Set exercise →
Skip the pictures and quote all of the lines exactly.

Data segment →
---+---
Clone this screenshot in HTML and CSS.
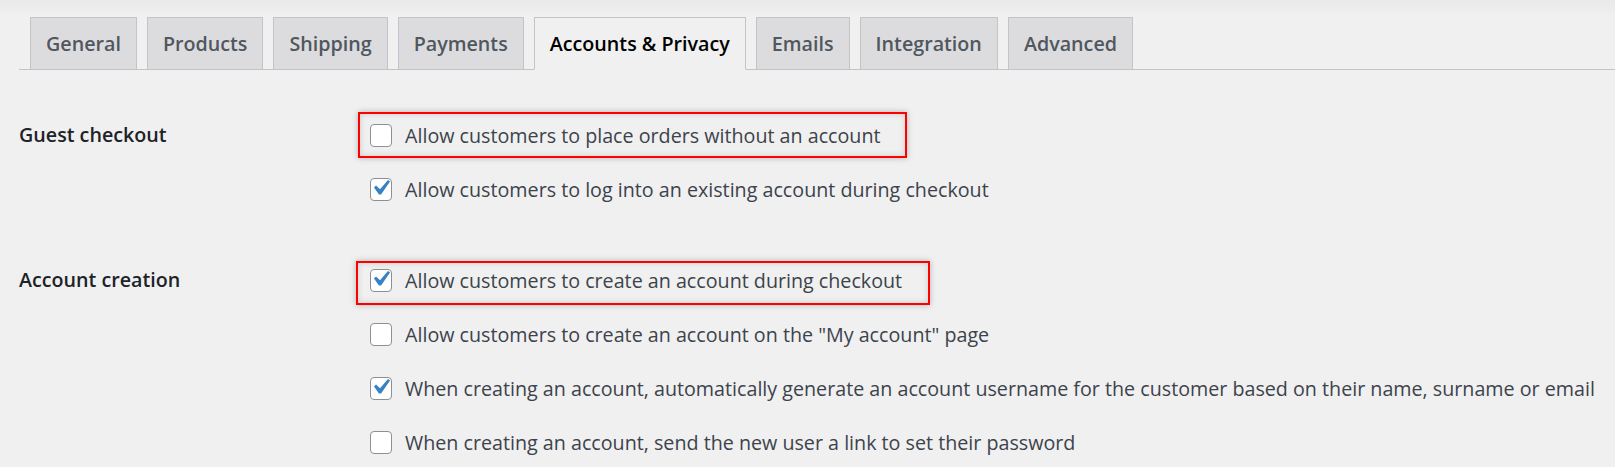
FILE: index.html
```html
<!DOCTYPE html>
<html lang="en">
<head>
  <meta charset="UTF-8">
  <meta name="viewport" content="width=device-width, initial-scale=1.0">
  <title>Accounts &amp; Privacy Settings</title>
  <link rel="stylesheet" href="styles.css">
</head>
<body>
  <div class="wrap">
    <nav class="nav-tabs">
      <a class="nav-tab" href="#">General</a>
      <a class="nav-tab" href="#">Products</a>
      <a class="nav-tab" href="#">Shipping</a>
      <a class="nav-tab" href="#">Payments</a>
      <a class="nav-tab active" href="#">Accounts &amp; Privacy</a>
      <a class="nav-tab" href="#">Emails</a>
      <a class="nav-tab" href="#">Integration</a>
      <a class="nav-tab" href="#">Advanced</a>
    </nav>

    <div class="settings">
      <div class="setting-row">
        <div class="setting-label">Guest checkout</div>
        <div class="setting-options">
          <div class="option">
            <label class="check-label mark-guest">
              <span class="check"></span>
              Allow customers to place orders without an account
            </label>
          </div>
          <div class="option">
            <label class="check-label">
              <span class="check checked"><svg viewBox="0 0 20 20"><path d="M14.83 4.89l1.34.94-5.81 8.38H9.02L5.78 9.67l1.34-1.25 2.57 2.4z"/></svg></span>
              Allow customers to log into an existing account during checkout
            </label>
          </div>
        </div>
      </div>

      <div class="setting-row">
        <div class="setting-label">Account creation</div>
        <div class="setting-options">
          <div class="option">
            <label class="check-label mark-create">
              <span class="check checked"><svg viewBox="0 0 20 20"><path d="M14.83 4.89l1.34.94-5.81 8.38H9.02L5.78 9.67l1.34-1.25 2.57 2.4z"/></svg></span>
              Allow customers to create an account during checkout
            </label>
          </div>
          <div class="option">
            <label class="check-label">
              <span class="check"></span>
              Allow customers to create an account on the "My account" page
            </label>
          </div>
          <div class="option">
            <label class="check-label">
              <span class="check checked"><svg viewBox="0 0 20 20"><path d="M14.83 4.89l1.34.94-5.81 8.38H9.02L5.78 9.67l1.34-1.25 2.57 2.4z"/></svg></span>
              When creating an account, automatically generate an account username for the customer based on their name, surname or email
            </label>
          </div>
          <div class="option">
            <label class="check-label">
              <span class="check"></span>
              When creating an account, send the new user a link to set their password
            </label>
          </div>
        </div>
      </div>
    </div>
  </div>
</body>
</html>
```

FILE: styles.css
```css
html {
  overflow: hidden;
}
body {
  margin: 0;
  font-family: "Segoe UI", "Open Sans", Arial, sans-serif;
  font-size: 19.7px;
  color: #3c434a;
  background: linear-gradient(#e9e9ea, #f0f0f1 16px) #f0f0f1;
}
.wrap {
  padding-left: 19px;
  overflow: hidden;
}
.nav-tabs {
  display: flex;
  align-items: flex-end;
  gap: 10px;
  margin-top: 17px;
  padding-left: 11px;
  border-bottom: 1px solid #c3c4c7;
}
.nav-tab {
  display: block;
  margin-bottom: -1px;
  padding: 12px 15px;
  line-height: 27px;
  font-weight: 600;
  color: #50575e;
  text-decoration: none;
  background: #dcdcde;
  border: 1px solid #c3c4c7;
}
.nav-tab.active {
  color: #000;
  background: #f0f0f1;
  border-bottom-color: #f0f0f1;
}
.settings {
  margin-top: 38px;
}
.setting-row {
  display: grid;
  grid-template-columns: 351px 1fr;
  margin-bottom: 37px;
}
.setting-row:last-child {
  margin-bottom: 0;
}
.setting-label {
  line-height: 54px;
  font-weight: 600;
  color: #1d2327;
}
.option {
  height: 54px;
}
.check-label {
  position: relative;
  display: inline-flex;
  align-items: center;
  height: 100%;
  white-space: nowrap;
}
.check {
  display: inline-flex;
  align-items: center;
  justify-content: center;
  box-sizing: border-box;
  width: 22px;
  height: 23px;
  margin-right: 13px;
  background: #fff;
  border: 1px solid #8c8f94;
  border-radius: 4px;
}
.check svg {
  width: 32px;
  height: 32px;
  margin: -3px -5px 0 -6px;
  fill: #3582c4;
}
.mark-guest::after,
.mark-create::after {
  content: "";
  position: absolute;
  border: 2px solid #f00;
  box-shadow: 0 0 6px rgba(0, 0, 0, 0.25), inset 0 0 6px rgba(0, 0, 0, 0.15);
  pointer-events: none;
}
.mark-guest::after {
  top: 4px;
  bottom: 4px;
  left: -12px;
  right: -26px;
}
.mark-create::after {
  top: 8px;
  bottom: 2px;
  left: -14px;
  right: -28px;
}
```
---+---
Output of the exercise →
Clone this screenshot in HTML and CSS.
FILE: index.html
```html
<!DOCTYPE html>
<html lang="en">
<head>
  <meta charset="UTF-8">
  <meta name="viewport" content="width=device-width, initial-scale=1.0">
  <title>Accounts &amp; Privacy Settings</title>
  <link rel="stylesheet" href="styles.css">
</head>
<body>
  <div class="wrap">
    <nav class="nav-tabs">
      <a class="nav-tab" href="#">General</a>
      <a class="nav-tab" href="#">Products</a>
      <a class="nav-tab" href="#">Shipping</a>
      <a class="nav-tab" href="#">Payments</a>
      <a class="nav-tab active" href="#">Accounts &amp; Privacy</a>
      <a class="nav-tab" href="#">Emails</a>
      <a class="nav-tab" href="#">Integration</a>
      <a class="nav-tab" href="#">Advanced</a>
    </nav>

    <div class="settings">
      <div class="setting-row">
        <div class="setting-label">Guest checkout</div>
        <div class="setting-options">
          <div class="option">
            <label class="check-label mark-guest">
              <span class="check"></span>
              Allow customers to place orders without an account
            </label>
          </div>
          <div class="option">
            <label class="check-label">
              <span class="check checked"><svg viewBox="0 0 20 20"><path d="M14.83 4.89l1.34.94-5.81 8.38H9.02L5.78 9.67l1.34-1.25 2.57 2.4z"/></svg></span>
              Allow customers to log into an existing account during checkout
            </label>
          </div>
        </div>
      </div>

      <div class="setting-row">
        <div class="setting-label">Account creation</div>
        <div class="setting-options">
          <div class="option">
            <label class="check-label mark-create">
              <span class="check checked"><svg viewBox="0 0 20 20"><path d="M14.83 4.89l1.34.94-5.81 8.38H9.02L5.78 9.67l1.34-1.25 2.57 2.4z"/></svg></span>
              Allow customers to create an account during checkout
            </label>
          </div>
          <div class="option">
            <label class="check-label">
              <span class="check"></span>
              Allow customers to create an account on the "My account" page
            </label>
          </div>
          <div class="option">
            <label class="check-label">
              <span class="check checked"><svg viewBox="0 0 20 20"><path d="M14.83 4.89l1.34.94-5.81 8.38H9.02L5.78 9.67l1.34-1.25 2.57 2.4z"/></svg></span>
              When creating an account, automatically generate an account username for the customer based on their name, surname or email
            </label>
          </div>
          <div class="option">
            <label class="check-label">
              <span class="check"></span>
              When creating an account, send the new user a link to set their password
            </label>
          </div>
        </div>
      </div>
    </div>
  </div>
</body>
</html>
```

FILE: styles.css
```css
html {
  overflow: hidden;
}
body {
  margin: 0;
  font-family: "Segoe UI", "Open Sans", Arial, sans-serif;
  font-size: 19.7px;
  color: #3c434a;
  background: linear-gradient(#e9e9ea, #f0f0f1 16px) #f0f0f1;
}
.wrap {
  padding-left: 19px;
  overflow: hidden;
}
.nav-tabs {
  display: flex;
  align-items: flex-end;
  gap: 10px;
  margin-top: 17px;
  padding-left: 11px;
  border-bottom: 1px solid #c3c4c7;
}
.nav-tab {
  display: block;
  margin-bottom: -1px;
  padding: 12px 15px;
  line-height: 27px;
  font-weight: 600;
  color: #50575e;
  text-decoration: none;
  background: #dcdcde;
  border: 1px solid #c3c4c7;
}
.nav-tab.active {
  color: #000;
  background: #f0f0f1;
  border-bottom-color: #f0f0f1;
}
.settings {
  margin-top: 38px;
}
.setting-row {
  display: grid;
  grid-template-columns: 351px 1fr;
  margin-bottom: 37px;
}
.setting-row:last-child {
  margin-bottom: 0;
}
.setting-label {
  line-height: 54px;
  font-weight: 600;
  color: #1d2327;
}
.option {
  height: 54px;
}
.check-label {
  position: relative;
  display: inline-flex;
  align-items: center;
  height: 100%;
  white-space: nowrap;
}
.check {
  display: inline-flex;
  align-items: center;
  justify-content: center;
  box-sizing: border-box;
  width: 22px;
  height: 23px;
  margin-right: 13px;
  background: #fff;
  border: 1px solid #8c8f94;
  border-radius: 4px;
}
.check svg {
  width: 32px;
  height: 32px;
  margin: -3px -5px 0 -6px;
  fill: #3582c4;
}
.mark-guest::after,
.mark-create::after {
  content: "";
  position: absolute;
  border: 2px solid #f00;
  box-shadow: 0 0 6px rgba(0, 0, 0, 0.25), inset 0 0 6px rgba(0, 0, 0, 0.15);
  pointer-events: none;
}
.mark-guest::after {
  top: 4px;
  bottom: 4px;
  left: -12px;
  right: -26px;
}
.mark-create::after {
  top: 8px;
  bottom: 2px;
  left: -14px;
  right: -28px;
}
```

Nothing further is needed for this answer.